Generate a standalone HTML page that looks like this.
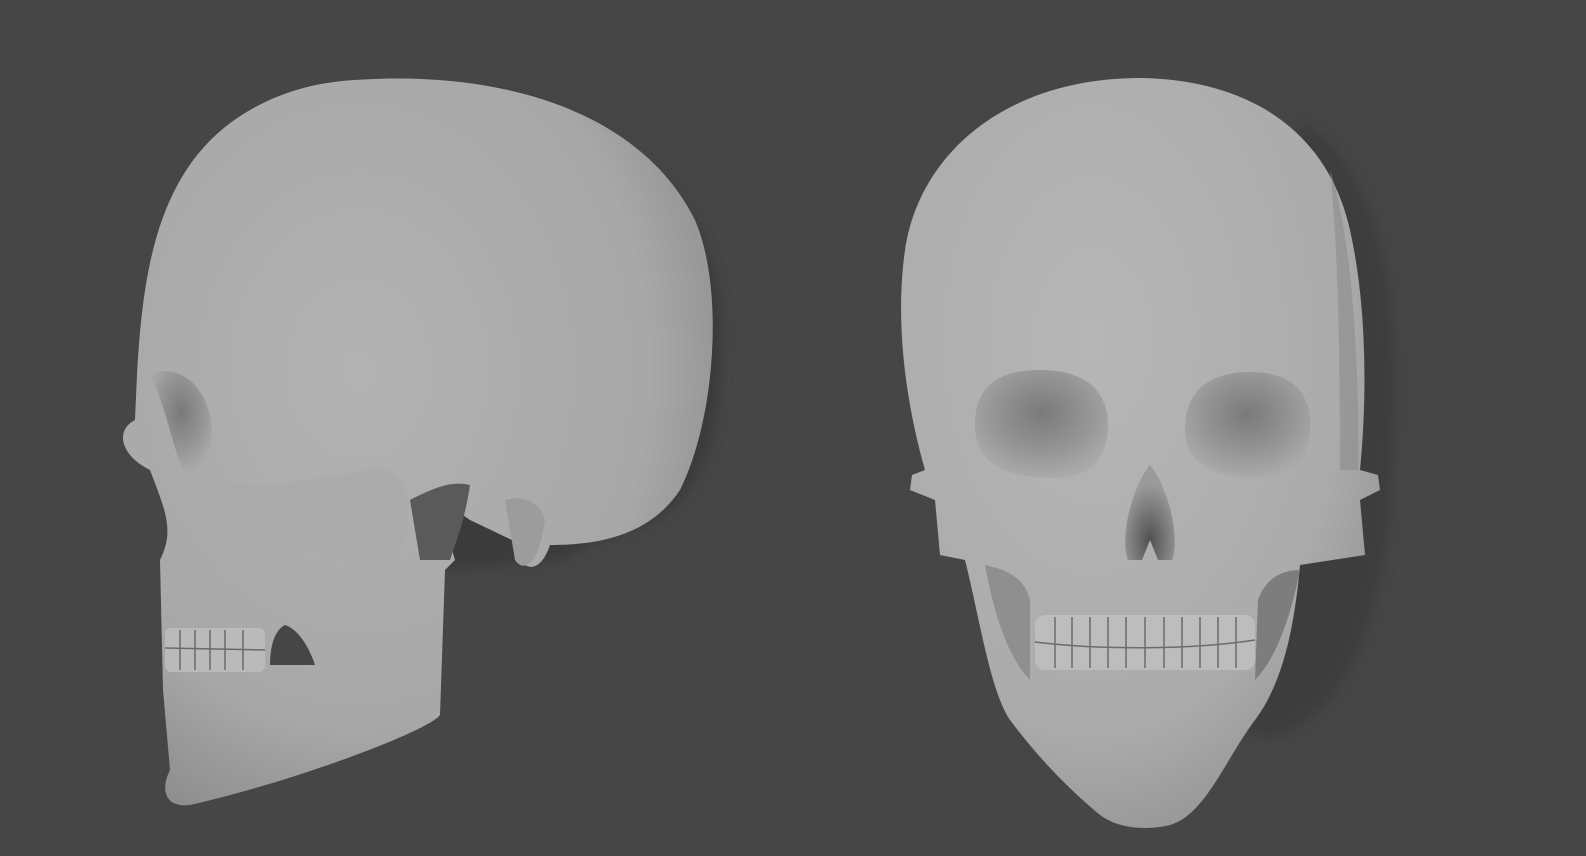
<!DOCTYPE html>
<html><head><meta charset="utf-8"><style>
html,body{margin:0;padding:0;background:#464646;width:1586px;height:856px;overflow:hidden}
</style></head><body>
<svg width="1586" height="856" viewBox="0 0 1586 856" xmlns="http://www.w3.org/2000/svg">
<defs>
<radialGradient id="gL" cx="0.4" cy="0.4" r="0.7">
<stop offset="0" stop-color="#b2b2b2"/><stop offset="0.7" stop-color="#a8a8a8"/><stop offset="1" stop-color="#8a8a8a"/>
</radialGradient>
<radialGradient id="gR" cx="0.4" cy="0.35" r="0.75">
<stop offset="0" stop-color="#b6b6b6"/><stop offset="0.7" stop-color="#ababab"/><stop offset="1" stop-color="#8e8e8e"/>
</radialGradient>
<radialGradient id="eye" cx="0.5" cy="0.4" r="0.6">
<stop offset="0" stop-color="#7a7a7a"/><stop offset="0.6" stop-color="#959595"/><stop offset="1" stop-color="#aaaaaa"/>
</radialGradient>
<radialGradient id="nose" cx="0.5" cy="0.8" r="0.6">
<stop offset="0" stop-color="#505050"/><stop offset="1" stop-color="#9a9a9a"/>
</radialGradient>
<filter id="bl"><feGaussianBlur stdDeviation="6"/></filter>
</defs>
<rect width="1586" height="856" fill="#464646"/>

<!-- LEFT SKULL -->
<path d="M470,95 C620,110 725,200 722,340 C720,470 690,520 600,540 L560,560 L440,570 Z" fill="#3a3a3a" filter="url(#bl)"/>
<path d="M355,80 C500,70 640,110 695,220 C725,290 715,420 680,490 C650,535 600,545 550,545 C540,575 520,575 512,540 L470,520 C440,500 430,470 455,560 L445,570 L440,715 C430,730 300,780 190,805 C165,808 160,790 170,770 L163,690 L160,560 C175,530 165,510 150,470 C120,455 115,430 135,420 C140,300 145,170 250,110 C285,90 320,82 355,80 Z" fill="url(#gL)"/>
<path d="M150,375 C180,360 210,390 212,430 C212,460 200,478 185,472 C172,450 168,410 150,375Z" fill="url(#eye)"/>
<!-- zygomatic -->
<path d="M195,470 C240,500 330,475 380,468 C405,470 415,500 405,540 C395,570 370,570 345,560 C300,545 230,545 190,530Z" fill="#ababab"/>
<path d="M410,500 C430,490 450,480 470,485 C465,520 455,545 450,560 L420,560 Z" fill="#5a5a5a"/>
<path d="M505,500 C520,495 540,500 545,520 C540,560 525,575 515,560 Z" fill="#9c9c9c"/>
<!-- jaw shadow hole -->
<path d="M285,625 C300,630 310,650 315,665 L270,665 C270,645 275,630 285,625Z" fill="#464646"/>
<!-- teeth -->
<rect x="165" y="628" width="100" height="44" rx="6" fill="#bababa"/>
<g stroke="#6a6a6a" stroke-width="1.5">
<line x1="165" y1="648" x2="265" y2="650"/>
<line x1="180" y1="630" x2="180" y2="670"/><line x1="195" y1="630" x2="195" y2="670"/>
<line x1="210" y1="630" x2="210" y2="670"/><line x1="225" y1="630" x2="225" y2="670"/><line x1="243" y1="630" x2="243" y2="670"/>
</g>

<!-- RIGHT SKULL -->
<path d="M1300,120 C1370,160 1395,260 1395,380 C1395,500 1390,620 1330,700 C1290,740 1250,760 1230,700 Z" fill="#3d3d3d" filter="url(#bl)"/>
<path d="M1140,78 C1260,80 1330,140 1350,230 C1370,320 1365,420 1360,470 L1378,475 L1380,490 L1360,500 L1365,555 L1300,565 C1295,620 1285,680 1255,720 C1225,760 1205,815 1170,825 C1150,830 1120,830 1100,815 C1070,790 1040,760 1010,720 C990,690 980,620 965,560 L940,555 L935,500 L910,490 L912,475 L925,470 C905,400 895,320 905,250 C920,150 1010,78 1140,78 Z" fill="url(#gR)"/>
<path d="M1330,170 C1350,230 1360,350 1358,470 L1340,470 C1340,350 1338,250 1330,170Z" fill="#8c8c8c" opacity="0.6"/>
<path d="M975,425 C975,385 1000,370 1040,370 C1090,370 1110,395 1108,430 C1105,465 1085,480 1045,478 C1000,476 975,460 975,425Z" fill="url(#eye)"/>
<path d="M1185,430 C1185,390 1210,372 1250,372 C1295,372 1312,395 1310,430 C1308,465 1290,478 1255,478 C1215,478 1185,465 1185,430Z" fill="url(#eye)"/>
<path d="M1150,465 C1170,490 1180,540 1172,560 L1158,560 L1150,540 L1142,560 L1128,560 C1120,540 1130,490 1150,465Z" fill="url(#nose)"/>
<!-- teeth -->
<rect x="1035" y="615" width="220" height="55" rx="10" fill="#bdbdbd"/>
<g stroke="#6c6c6c" stroke-width="1.5">
<path d="M1035,642 C1100,650 1190,650 1255,640" fill="none"/>
<line x1="1055" y1="617" x2="1055" y2="668"/><line x1="1072" y1="617" x2="1072" y2="668"/><line x1="1090" y1="617" x2="1090" y2="668"/>
<line x1="1108" y1="617" x2="1108" y2="668"/><line x1="1126" y1="617" x2="1126" y2="668"/><line x1="1145" y1="617" x2="1145" y2="668"/>
<line x1="1164" y1="617" x2="1164" y2="668"/><line x1="1182" y1="617" x2="1182" y2="668"/><line x1="1200" y1="617" x2="1200" y2="668"/>
<line x1="1218" y1="617" x2="1218" y2="668"/><line x1="1236" y1="617" x2="1236" y2="668"/>
</g>
<!-- jaw gaps -->
<path d="M985,565 C995,620 1010,660 1030,680 L1030,600 C1025,580 1010,570 985,565Z" fill="#8f8f8f"/>
<path d="M1300,570 C1290,620 1275,660 1255,680 L1258,600 C1265,580 1280,570 1300,570Z" fill="#7d7d7d"/>
</svg>
</body></html>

------------------------------------------------

What the exercise asks » Each line of the material must be retyped exactly, except that images are omitted.

Result »
Generate a standalone HTML page that looks like this.
<!DOCTYPE html>
<html><head><meta charset="utf-8"><style>
html,body{margin:0;padding:0;background:#464646;width:1586px;height:856px;overflow:hidden}
</style></head><body>
<svg width="1586" height="856" viewBox="0 0 1586 856" xmlns="http://www.w3.org/2000/svg">
<defs>
<radialGradient id="gL" cx="0.4" cy="0.4" r="0.7">
<stop offset="0" stop-color="#b2b2b2"/><stop offset="0.7" stop-color="#a8a8a8"/><stop offset="1" stop-color="#8a8a8a"/>
</radialGradient>
<radialGradient id="gR" cx="0.4" cy="0.35" r="0.75">
<stop offset="0" stop-color="#b6b6b6"/><stop offset="0.7" stop-color="#ababab"/><stop offset="1" stop-color="#8e8e8e"/>
</radialGradient>
<radialGradient id="eye" cx="0.5" cy="0.4" r="0.6">
<stop offset="0" stop-color="#7a7a7a"/><stop offset="0.6" stop-color="#959595"/><stop offset="1" stop-color="#aaaaaa"/>
</radialGradient>
<radialGradient id="nose" cx="0.5" cy="0.8" r="0.6">
<stop offset="0" stop-color="#505050"/><stop offset="1" stop-color="#9a9a9a"/>
</radialGradient>
<filter id="bl"><feGaussianBlur stdDeviation="6"/></filter>
</defs>
<rect width="1586" height="856" fill="#464646"/>

<!-- LEFT SKULL -->
<path d="M470,95 C620,110 725,200 722,340 C720,470 690,520 600,540 L560,560 L440,570 Z" fill="#3a3a3a" filter="url(#bl)"/>
<path d="M355,80 C500,70 640,110 695,220 C725,290 715,420 680,490 C650,535 600,545 550,545 C540,575 520,575 512,540 L470,520 C440,500 430,470 455,560 L445,570 L440,715 C430,730 300,780 190,805 C165,808 160,790 170,770 L163,690 L160,560 C175,530 165,510 150,470 C120,455 115,430 135,420 C140,300 145,170 250,110 C285,90 320,82 355,80 Z" fill="url(#gL)"/>
<path d="M150,375 C180,360 210,390 212,430 C212,460 200,478 185,472 C172,450 168,410 150,375Z" fill="url(#eye)"/>
<!-- zygomatic -->
<path d="M195,470 C240,500 330,475 380,468 C405,470 415,500 405,540 C395,570 370,570 345,560 C300,545 230,545 190,530Z" fill="#ababab"/>
<path d="M410,500 C430,490 450,480 470,485 C465,520 455,545 450,560 L420,560 Z" fill="#5a5a5a"/>
<path d="M505,500 C520,495 540,500 545,520 C540,560 525,575 515,560 Z" fill="#9c9c9c"/>
<!-- jaw shadow hole -->
<path d="M285,625 C300,630 310,650 315,665 L270,665 C270,645 275,630 285,625Z" fill="#464646"/>
<!-- teeth -->
<rect x="165" y="628" width="100" height="44" rx="6" fill="#bababa"/>
<g stroke="#6a6a6a" stroke-width="1.5">
<line x1="165" y1="648" x2="265" y2="650"/>
<line x1="180" y1="630" x2="180" y2="670"/><line x1="195" y1="630" x2="195" y2="670"/>
<line x1="210" y1="630" x2="210" y2="670"/><line x1="225" y1="630" x2="225" y2="670"/><line x1="243" y1="630" x2="243" y2="670"/>
</g>

<!-- RIGHT SKULL -->
<path d="M1300,120 C1370,160 1395,260 1395,380 C1395,500 1390,620 1330,700 C1290,740 1250,760 1230,700 Z" fill="#3d3d3d" filter="url(#bl)"/>
<path d="M1140,78 C1260,80 1330,140 1350,230 C1370,320 1365,420 1360,470 L1378,475 L1380,490 L1360,500 L1365,555 L1300,565 C1295,620 1285,680 1255,720 C1225,760 1205,815 1170,825 C1150,830 1120,830 1100,815 C1070,790 1040,760 1010,720 C990,690 980,620 965,560 L940,555 L935,500 L910,490 L912,475 L925,470 C905,400 895,320 905,250 C920,150 1010,78 1140,78 Z" fill="url(#gR)"/>
<path d="M1330,170 C1350,230 1360,350 1358,470 L1340,470 C1340,350 1338,250 1330,170Z" fill="#8c8c8c" opacity="0.6"/>
<path d="M975,425 C975,385 1000,370 1040,370 C1090,370 1110,395 1108,430 C1105,465 1085,480 1045,478 C1000,476 975,460 975,425Z" fill="url(#eye)"/>
<path d="M1185,430 C1185,390 1210,372 1250,372 C1295,372 1312,395 1310,430 C1308,465 1290,478 1255,478 C1215,478 1185,465 1185,430Z" fill="url(#eye)"/>
<path d="M1150,465 C1170,490 1180,540 1172,560 L1158,560 L1150,540 L1142,560 L1128,560 C1120,540 1130,490 1150,465Z" fill="url(#nose)"/>
<!-- teeth -->
<rect x="1035" y="615" width="220" height="55" rx="10" fill="#bdbdbd"/>
<g stroke="#6c6c6c" stroke-width="1.5">
<path d="M1035,642 C1100,650 1190,650 1255,640" fill="none"/>
<line x1="1055" y1="617" x2="1055" y2="668"/><line x1="1072" y1="617" x2="1072" y2="668"/><line x1="1090" y1="617" x2="1090" y2="668"/>
<line x1="1108" y1="617" x2="1108" y2="668"/><line x1="1126" y1="617" x2="1126" y2="668"/><line x1="1145" y1="617" x2="1145" y2="668"/>
<line x1="1164" y1="617" x2="1164" y2="668"/><line x1="1182" y1="617" x2="1182" y2="668"/><line x1="1200" y1="617" x2="1200" y2="668"/>
<line x1="1218" y1="617" x2="1218" y2="668"/><line x1="1236" y1="617" x2="1236" y2="668"/>
</g>
<!-- jaw gaps -->
<path d="M985,565 C995,620 1010,660 1030,680 L1030,600 C1025,580 1010,570 985,565Z" fill="#8f8f8f"/>
<path d="M1300,570 C1290,620 1275,660 1255,680 L1258,600 C1265,580 1280,570 1300,570Z" fill="#7d7d7d"/>
</svg>
</body></html>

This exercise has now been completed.